**STATED GOAL**
All of the lines below are to be printed again exactly; images are excluded from the output.

=======

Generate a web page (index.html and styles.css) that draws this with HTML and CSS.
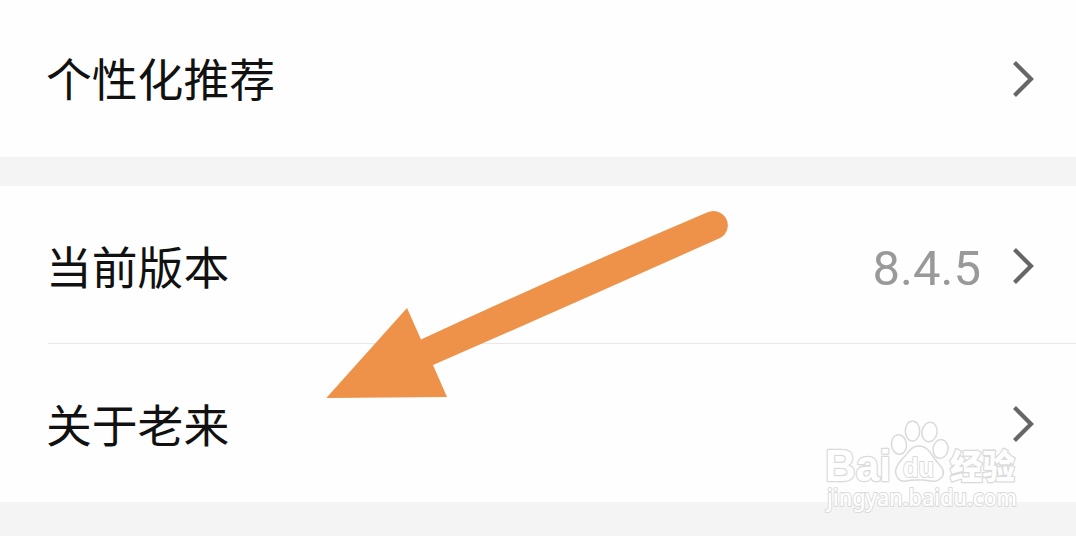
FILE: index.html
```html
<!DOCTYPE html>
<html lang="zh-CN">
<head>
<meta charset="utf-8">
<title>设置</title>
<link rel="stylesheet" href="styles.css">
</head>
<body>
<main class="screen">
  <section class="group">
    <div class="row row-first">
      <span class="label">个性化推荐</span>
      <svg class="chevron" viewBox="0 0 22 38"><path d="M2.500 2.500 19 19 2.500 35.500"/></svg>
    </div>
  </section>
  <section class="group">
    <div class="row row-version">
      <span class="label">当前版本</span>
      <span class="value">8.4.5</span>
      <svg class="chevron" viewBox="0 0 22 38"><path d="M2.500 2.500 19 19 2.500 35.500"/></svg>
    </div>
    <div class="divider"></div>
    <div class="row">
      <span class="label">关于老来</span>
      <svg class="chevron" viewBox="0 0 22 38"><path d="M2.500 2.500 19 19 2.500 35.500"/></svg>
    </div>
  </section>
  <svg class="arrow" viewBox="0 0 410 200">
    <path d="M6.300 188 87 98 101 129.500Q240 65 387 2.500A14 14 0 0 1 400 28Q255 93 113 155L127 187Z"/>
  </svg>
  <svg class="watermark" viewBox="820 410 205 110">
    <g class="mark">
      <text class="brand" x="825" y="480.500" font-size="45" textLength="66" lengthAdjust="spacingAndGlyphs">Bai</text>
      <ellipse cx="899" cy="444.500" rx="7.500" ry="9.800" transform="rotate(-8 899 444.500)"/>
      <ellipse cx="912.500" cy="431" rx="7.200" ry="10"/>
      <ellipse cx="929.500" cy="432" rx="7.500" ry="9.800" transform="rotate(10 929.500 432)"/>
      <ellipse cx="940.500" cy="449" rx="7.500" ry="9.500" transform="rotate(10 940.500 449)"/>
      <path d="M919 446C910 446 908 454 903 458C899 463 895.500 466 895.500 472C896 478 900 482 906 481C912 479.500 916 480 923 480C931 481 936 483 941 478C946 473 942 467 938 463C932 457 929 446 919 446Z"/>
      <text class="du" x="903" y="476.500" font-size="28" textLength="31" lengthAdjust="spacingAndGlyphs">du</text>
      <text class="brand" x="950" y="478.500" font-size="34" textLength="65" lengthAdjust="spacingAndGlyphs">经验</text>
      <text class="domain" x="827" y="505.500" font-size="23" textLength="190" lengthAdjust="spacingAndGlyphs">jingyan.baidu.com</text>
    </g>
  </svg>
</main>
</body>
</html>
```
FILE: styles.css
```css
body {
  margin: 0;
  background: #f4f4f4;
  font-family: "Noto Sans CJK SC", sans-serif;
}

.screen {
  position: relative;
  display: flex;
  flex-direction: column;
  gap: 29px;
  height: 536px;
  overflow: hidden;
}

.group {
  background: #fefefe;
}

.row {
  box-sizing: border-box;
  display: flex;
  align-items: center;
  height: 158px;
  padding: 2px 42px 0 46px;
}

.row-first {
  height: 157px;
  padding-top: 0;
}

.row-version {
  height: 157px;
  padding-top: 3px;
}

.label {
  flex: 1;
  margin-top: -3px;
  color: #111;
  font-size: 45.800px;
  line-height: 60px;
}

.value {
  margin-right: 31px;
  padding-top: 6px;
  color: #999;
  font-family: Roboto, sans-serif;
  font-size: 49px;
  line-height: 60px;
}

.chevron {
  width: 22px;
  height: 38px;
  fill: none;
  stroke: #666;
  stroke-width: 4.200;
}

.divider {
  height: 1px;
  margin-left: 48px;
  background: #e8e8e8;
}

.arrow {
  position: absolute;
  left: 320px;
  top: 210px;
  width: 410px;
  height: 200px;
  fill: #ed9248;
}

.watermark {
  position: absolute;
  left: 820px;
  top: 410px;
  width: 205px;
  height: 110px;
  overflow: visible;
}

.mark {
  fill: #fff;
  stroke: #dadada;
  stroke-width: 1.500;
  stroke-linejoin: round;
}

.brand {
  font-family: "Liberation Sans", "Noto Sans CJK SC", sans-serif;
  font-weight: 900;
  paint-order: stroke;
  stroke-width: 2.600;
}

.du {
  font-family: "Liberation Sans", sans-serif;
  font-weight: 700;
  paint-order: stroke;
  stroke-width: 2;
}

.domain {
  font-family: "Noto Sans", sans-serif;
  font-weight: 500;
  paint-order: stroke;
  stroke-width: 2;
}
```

=======

**SOLUTION TO THE PROBLEM**
Generate a web page (index.html and styles.css) that draws this with HTML and CSS.
FILE: index.html
```html
<!DOCTYPE html>
<html lang="zh-CN">
<head>
<meta charset="utf-8">
<title>设置</title>
<link rel="stylesheet" href="styles.css">
</head>
<body>
<main class="screen">
  <section class="group">
    <div class="row row-first">
      <span class="label">个性化推荐</span>
      <svg class="chevron" viewBox="0 0 22 38"><path d="M2.500 2.500 19 19 2.500 35.500"/></svg>
    </div>
  </section>
  <section class="group">
    <div class="row row-version">
      <span class="label">当前版本</span>
      <span class="value">8.4.5</span>
      <svg class="chevron" viewBox="0 0 22 38"><path d="M2.500 2.500 19 19 2.500 35.500"/></svg>
    </div>
    <div class="divider"></div>
    <div class="row">
      <span class="label">关于老来</span>
      <svg class="chevron" viewBox="0 0 22 38"><path d="M2.500 2.500 19 19 2.500 35.500"/></svg>
    </div>
  </section>
  <svg class="arrow" viewBox="0 0 410 200">
    <path d="M6.300 188 87 98 101 129.500Q240 65 387 2.500A14 14 0 0 1 400 28Q255 93 113 155L127 187Z"/>
  </svg>
  <svg class="watermark" viewBox="820 410 205 110">
    <g class="mark">
      <text class="brand" x="825" y="480.500" font-size="45" textLength="66" lengthAdjust="spacingAndGlyphs">Bai</text>
      <ellipse cx="899" cy="444.500" rx="7.500" ry="9.800" transform="rotate(-8 899 444.500)"/>
      <ellipse cx="912.500" cy="431" rx="7.200" ry="10"/>
      <ellipse cx="929.500" cy="432" rx="7.500" ry="9.800" transform="rotate(10 929.500 432)"/>
      <ellipse cx="940.500" cy="449" rx="7.500" ry="9.500" transform="rotate(10 940.500 449)"/>
      <path d="M919 446C910 446 908 454 903 458C899 463 895.500 466 895.500 472C896 478 900 482 906 481C912 479.500 916 480 923 480C931 481 936 483 941 478C946 473 942 467 938 463C932 457 929 446 919 446Z"/>
      <text class="du" x="903" y="476.500" font-size="28" textLength="31" lengthAdjust="spacingAndGlyphs">du</text>
      <text class="brand" x="950" y="478.500" font-size="34" textLength="65" lengthAdjust="spacingAndGlyphs">经验</text>
      <text class="domain" x="827" y="505.500" font-size="23" textLength="190" lengthAdjust="spacingAndGlyphs">jingyan.baidu.com</text>
    </g>
  </svg>
</main>
</body>
</html>
```
FILE: styles.css
```css
body {
  margin: 0;
  background: #f4f4f4;
  font-family: "Noto Sans CJK SC", sans-serif;
}

.screen {
  position: relative;
  display: flex;
  flex-direction: column;
  gap: 29px;
  height: 536px;
  overflow: hidden;
}

.group {
  background: #fefefe;
}

.row {
  box-sizing: border-box;
  display: flex;
  align-items: center;
  height: 158px;
  padding: 2px 42px 0 46px;
}

.row-first {
  height: 157px;
  padding-top: 0;
}

.row-version {
  height: 157px;
  padding-top: 3px;
}

.label {
  flex: 1;
  margin-top: -3px;
  color: #111;
  font-size: 45.800px;
  line-height: 60px;
}

.value {
  margin-right: 31px;
  padding-top: 6px;
  color: #999;
  font-family: Roboto, sans-serif;
  font-size: 49px;
  line-height: 60px;
}

.chevron {
  width: 22px;
  height: 38px;
  fill: none;
  stroke: #666;
  stroke-width: 4.200;
}

.divider {
  height: 1px;
  margin-left: 48px;
  background: #e8e8e8;
}

.arrow {
  position: absolute;
  left: 320px;
  top: 210px;
  width: 410px;
  height: 200px;
  fill: #ed9248;
}

.watermark {
  position: absolute;
  left: 820px;
  top: 410px;
  width: 205px;
  height: 110px;
  overflow: visible;
}

.mark {
  fill: #fff;
  stroke: #dadada;
  stroke-width: 1.500;
  stroke-linejoin: round;
}

.brand {
  font-family: "Liberation Sans", "Noto Sans CJK SC", sans-serif;
  font-weight: 900;
  paint-order: stroke;
  stroke-width: 2.600;
}

.du {
  font-family: "Liberation Sans", sans-serif;
  font-weight: 700;
  paint-order: stroke;
  stroke-width: 2;
}

.domain {
  font-family: "Noto Sans", sans-serif;
  font-weight: 500;
  paint-order: stroke;
  stroke-width: 2;
}
```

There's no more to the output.